I thought to myself: “Good morning all, welcome to my club.” The Belgian government led by the young Charles Michel from the center-right acted quickly and decided to take 12 measures, including evaluating anti-terror laws; looking into cancelling citizenship for suspects who aided terrorists; improving intelligence sharing between various government agencies; and using the military to safeguard certain sites such as schools and synagogues.
Even if these steps help, however, might they be too late? The problem has become deeply rooted in certain difficult areas. One example is the city Verviers, where one district with a Muslim majority has a 25 percent unemployment rate. Have we not already crossed the line in Belgium, where Saudi Arabia has been sending religious teachers for the past 40 years, not to teach moderate Islam, but the extremist Wahabi version — all with state funding?

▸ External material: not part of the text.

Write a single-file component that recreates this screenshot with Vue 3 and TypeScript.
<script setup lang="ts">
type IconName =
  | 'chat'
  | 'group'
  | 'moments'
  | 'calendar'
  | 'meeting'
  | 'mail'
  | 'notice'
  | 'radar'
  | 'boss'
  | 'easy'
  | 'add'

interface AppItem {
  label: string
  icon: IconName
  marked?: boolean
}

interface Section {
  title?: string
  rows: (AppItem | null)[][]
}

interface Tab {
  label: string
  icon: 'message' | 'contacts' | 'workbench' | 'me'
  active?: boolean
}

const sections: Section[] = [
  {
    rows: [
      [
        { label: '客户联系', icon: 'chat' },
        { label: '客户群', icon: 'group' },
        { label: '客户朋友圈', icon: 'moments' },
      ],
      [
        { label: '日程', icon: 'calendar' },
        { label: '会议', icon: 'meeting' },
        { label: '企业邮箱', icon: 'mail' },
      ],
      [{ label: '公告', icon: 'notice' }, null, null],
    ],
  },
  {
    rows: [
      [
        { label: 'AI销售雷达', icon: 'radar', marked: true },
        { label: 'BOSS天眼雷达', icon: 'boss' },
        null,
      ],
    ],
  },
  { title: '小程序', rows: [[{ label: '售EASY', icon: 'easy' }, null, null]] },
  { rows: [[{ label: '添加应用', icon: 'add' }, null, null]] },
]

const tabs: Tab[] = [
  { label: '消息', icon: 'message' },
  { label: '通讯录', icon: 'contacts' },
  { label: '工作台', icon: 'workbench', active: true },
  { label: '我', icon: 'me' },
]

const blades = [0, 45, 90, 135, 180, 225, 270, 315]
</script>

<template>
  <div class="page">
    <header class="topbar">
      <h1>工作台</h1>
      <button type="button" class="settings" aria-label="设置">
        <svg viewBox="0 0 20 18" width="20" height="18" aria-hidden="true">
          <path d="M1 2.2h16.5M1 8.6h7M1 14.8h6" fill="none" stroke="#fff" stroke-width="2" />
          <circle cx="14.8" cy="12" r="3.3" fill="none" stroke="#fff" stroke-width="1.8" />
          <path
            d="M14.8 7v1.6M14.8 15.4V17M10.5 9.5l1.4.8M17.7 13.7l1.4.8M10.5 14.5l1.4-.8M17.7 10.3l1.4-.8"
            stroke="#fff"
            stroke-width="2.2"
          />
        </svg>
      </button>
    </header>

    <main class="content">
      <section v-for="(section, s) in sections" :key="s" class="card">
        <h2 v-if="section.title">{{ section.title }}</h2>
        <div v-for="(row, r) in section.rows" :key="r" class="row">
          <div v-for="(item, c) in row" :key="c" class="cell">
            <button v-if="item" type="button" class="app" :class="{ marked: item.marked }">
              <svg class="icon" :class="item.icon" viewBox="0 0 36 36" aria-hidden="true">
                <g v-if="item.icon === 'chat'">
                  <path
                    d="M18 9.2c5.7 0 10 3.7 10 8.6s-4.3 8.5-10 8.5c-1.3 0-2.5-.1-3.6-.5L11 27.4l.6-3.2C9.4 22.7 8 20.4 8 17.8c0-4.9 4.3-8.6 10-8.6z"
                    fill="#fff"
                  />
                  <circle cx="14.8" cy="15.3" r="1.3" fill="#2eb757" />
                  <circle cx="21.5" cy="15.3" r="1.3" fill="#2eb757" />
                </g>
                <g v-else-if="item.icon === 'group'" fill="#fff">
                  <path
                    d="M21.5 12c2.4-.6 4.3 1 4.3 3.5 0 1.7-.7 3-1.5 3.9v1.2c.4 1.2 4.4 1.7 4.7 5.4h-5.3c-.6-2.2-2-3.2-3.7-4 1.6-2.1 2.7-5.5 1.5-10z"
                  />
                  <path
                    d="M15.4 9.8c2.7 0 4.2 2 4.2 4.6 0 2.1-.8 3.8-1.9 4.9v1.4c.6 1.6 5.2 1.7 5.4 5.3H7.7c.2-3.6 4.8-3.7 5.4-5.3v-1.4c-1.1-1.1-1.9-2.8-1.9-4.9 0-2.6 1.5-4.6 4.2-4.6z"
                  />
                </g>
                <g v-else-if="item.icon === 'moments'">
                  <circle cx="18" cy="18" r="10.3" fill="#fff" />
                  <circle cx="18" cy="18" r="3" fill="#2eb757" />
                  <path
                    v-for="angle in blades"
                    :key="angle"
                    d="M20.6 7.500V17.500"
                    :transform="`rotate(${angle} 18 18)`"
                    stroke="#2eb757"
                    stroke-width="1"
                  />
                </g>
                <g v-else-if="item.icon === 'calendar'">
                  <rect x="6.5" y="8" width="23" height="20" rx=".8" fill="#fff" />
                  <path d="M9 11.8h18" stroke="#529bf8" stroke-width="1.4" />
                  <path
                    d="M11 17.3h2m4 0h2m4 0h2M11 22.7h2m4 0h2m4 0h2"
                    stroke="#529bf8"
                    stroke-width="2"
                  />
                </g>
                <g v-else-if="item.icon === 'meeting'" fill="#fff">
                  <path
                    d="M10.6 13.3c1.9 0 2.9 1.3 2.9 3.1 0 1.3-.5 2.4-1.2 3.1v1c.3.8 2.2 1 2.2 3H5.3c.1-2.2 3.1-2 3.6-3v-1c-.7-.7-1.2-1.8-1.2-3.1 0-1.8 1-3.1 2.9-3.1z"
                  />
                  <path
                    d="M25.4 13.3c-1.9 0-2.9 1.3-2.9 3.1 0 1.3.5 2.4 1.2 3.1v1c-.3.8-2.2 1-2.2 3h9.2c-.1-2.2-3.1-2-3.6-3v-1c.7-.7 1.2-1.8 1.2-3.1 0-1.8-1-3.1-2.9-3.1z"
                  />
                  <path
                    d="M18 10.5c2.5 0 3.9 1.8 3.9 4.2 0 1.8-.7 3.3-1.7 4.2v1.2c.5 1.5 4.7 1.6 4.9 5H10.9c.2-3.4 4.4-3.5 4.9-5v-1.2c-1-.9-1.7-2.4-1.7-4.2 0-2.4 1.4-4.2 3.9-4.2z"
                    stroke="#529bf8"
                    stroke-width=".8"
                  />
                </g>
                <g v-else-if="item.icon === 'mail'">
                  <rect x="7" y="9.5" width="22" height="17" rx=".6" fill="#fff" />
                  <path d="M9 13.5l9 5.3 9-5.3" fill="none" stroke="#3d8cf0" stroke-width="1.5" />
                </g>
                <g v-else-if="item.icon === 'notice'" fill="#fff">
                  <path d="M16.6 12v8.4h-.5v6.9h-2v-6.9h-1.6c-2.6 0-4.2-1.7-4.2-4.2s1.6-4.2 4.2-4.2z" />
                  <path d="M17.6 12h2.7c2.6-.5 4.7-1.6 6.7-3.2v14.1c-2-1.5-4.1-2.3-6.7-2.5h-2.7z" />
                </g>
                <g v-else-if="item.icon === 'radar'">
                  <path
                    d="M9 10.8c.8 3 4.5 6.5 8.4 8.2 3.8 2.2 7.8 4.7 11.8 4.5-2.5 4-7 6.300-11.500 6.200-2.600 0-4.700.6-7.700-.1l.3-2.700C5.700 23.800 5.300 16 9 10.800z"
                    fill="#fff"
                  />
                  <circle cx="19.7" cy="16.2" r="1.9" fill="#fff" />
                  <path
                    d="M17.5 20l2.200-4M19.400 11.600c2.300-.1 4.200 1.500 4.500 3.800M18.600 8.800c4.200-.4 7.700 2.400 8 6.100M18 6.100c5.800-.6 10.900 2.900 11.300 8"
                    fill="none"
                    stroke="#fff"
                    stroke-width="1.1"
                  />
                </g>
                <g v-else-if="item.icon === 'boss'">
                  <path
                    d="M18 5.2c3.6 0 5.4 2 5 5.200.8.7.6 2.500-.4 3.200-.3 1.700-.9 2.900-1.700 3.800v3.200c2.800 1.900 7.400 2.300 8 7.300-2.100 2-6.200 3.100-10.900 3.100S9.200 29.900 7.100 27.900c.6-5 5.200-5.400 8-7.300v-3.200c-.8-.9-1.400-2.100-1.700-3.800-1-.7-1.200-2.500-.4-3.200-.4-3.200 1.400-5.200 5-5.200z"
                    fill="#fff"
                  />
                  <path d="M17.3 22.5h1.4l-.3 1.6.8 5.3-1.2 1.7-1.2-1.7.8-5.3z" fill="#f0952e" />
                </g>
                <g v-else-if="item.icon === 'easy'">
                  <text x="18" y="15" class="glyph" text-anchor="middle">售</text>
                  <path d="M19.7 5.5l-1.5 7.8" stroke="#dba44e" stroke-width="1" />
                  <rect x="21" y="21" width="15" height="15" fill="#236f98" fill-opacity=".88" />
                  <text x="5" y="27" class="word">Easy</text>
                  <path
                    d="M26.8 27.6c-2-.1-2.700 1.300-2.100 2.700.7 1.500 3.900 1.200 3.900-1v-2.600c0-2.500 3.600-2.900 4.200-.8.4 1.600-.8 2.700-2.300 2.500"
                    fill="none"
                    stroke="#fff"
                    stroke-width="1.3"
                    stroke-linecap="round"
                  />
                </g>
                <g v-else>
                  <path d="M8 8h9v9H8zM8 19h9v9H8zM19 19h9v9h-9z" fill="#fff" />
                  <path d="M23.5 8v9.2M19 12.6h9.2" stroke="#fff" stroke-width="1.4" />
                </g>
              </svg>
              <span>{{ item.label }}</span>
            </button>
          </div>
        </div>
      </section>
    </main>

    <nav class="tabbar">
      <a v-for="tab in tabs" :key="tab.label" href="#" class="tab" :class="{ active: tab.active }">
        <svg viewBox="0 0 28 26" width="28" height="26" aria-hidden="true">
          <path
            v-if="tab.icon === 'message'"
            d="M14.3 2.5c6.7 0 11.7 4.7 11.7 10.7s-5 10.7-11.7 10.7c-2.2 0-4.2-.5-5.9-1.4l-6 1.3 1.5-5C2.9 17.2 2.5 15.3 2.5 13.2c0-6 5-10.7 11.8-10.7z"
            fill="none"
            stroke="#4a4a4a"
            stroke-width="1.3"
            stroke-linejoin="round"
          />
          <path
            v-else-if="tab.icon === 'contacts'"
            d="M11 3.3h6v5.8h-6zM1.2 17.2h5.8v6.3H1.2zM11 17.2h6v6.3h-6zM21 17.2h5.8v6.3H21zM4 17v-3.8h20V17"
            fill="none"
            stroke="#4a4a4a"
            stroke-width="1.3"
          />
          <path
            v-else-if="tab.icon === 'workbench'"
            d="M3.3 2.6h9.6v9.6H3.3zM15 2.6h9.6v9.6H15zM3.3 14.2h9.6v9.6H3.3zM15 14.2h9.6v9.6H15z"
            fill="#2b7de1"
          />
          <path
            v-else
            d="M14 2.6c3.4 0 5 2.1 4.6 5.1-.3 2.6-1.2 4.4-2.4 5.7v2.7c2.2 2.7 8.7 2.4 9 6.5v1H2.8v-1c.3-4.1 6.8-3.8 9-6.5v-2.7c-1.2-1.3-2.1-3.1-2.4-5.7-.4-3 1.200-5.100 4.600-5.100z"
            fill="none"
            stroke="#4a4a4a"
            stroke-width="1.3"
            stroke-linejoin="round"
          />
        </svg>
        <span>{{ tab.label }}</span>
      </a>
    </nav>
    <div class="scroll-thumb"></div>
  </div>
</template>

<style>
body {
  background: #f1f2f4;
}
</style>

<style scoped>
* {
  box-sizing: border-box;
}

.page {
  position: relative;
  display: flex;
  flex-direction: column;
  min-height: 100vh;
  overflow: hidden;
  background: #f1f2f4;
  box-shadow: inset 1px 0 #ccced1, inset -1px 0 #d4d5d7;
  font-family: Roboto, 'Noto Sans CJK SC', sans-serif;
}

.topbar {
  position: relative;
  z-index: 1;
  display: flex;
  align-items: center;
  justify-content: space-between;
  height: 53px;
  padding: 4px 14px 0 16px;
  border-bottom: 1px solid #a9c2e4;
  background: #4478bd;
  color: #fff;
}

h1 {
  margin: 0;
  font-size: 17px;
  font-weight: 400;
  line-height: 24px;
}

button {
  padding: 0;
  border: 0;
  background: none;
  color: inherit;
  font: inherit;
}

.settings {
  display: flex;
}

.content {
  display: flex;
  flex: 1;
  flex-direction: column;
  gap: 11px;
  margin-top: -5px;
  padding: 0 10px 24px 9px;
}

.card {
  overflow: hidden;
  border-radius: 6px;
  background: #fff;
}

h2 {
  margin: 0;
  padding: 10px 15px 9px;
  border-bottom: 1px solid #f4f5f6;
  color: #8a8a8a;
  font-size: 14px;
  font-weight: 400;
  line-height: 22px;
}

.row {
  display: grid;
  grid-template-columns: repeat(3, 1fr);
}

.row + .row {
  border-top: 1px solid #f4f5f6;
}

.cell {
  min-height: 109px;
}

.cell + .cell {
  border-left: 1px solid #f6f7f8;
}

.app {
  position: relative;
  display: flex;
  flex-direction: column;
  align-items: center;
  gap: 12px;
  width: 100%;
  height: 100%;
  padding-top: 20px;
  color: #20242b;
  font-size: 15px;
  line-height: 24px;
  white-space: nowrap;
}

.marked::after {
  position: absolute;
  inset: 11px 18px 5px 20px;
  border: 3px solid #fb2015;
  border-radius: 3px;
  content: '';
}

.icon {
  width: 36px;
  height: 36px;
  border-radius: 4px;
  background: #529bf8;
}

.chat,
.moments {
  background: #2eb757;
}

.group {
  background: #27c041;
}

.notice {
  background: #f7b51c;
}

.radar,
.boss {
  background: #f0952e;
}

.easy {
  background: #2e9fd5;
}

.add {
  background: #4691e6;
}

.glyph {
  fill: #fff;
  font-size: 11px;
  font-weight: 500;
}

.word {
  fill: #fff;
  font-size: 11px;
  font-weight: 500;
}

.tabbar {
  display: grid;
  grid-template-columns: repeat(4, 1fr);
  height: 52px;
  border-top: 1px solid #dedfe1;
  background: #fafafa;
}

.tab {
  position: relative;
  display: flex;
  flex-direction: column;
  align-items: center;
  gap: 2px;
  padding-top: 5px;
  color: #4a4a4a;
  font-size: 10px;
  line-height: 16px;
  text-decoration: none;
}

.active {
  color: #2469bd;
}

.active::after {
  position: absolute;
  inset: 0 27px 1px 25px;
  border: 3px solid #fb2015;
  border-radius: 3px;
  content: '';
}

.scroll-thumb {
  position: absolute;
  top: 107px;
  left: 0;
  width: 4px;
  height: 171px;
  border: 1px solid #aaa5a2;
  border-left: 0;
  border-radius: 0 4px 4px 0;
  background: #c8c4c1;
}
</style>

It is no coincidence that the largest amount of foreign nationals joining the Islamic State in proportion to that country’s population comes from Belgium. Some are trying to convince us that these jihadists represent a small minority that is fighting for reasons unrelated to Islam. That is possible, but we don’t see the thousands of Muslims known as the “Gaza Generation” who participated in anti-Israel and pro-Hamas protests during Operation Protective Edge take part in the Charlie Hebdo solidarity rally that brought 20,000 to the streets.
Do I see a future for Belgium’s Jews? The facts speak for themselves: In May, the Jewish Museum in Brussels was attacked and four were killed. Last Friday, the Jewish community in Belgium was put under curfew. All the schools were closed. That has never happened before. This week, my daughter will return from school under military guard. Is this the life I want for my children and myself? Obviously not! I may not be the main target of the Islamist fascists who want to install Sharia in the streets of Europe, but we have stood at the forefront of this fight for too long. Enough is enough!